I’ve never wanted to just manage materials. I wanted to create atmosphere for students to come alive and LEAD with their vision.
So, I tried to make an environment, a setting, that invited big ideas. And tried to teach by serving up whatever they asked for to make their ideas happen.

I wanted it to feel like a special art-themed party. Like summer camp. I made a chandelier out of old paintbrushes. A gigantic pencil. A huge cardboard lightbulb to symbolize creative ideas. I brought in thrifted treasures, personal art supplies, buckets of PVC pipe. I made signs. I made samples. I made magic. Not to show off—but to shape a world. To invite kids into a space that said: You matter. Your ideas matter. This is a place for wonder.

But this year?
This year has been different. And now, as I pack up that same classroom, I feel haunted by all the beauty I brought in.

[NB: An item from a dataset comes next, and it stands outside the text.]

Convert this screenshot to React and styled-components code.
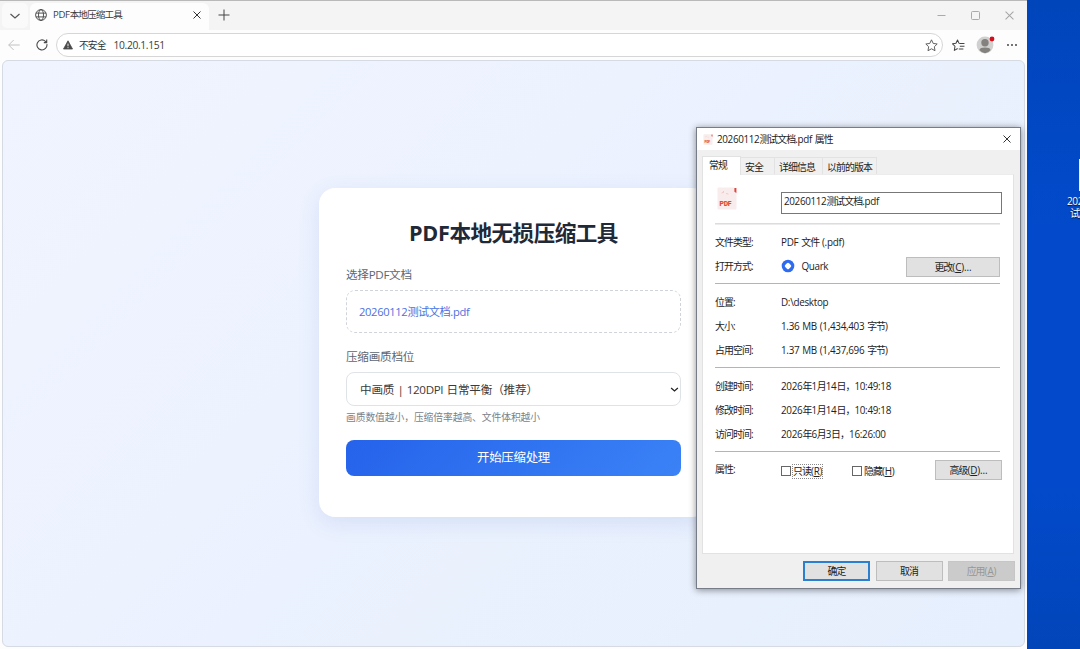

As I pulled down decorations, I felt myself getting tired. Not physically tired—but spiritually heavy. I looked at the giant lightbulb made out of a 30” yellow paper lantern and thought: Does this still belong to me? Or is it just a trophy from a version of me that doesn’t fit anymore? I found myself asking that question over and over. About the art. About the supplies. About the room. About the job.

Then something strange started to happen.

One of my handmade decorations for the clay area fell and broke. The handle snapped off. I stared at it. Should I glue it? Should I save it?

And then it hit me: This is a sign.

Someone—or something—is forcing my hand to let go to open to something new. Sometimes, the break is the message.

When I got home with a bundle of salvaged PVC pipes - a trophy from our magical Project Launch last summer, they immediately tipped over and punched a hole through my giant paper lightbulb. The symbolism wrote itself.

Let. Go.

The past does not belong to me anymore.

So I kept cleaning. Sweeping the evidence of me from the corners of the room. And with every item I left behind—or threw away—I felt lighter. Not just because I was discarding old materials, but because I realized I don’t need trophies to prove I was here. I don’t need souvenirs to justify how deeply I cared or how hard I worked. That energy, that love, that vision—I carry that within me.

I am not the décor. I am not the bucket of supplies. I am not the broken clay prop or the framed poster that’s hung on my wall for years that feels like a lie now: “Dreams Don’t Work Unless You Do.”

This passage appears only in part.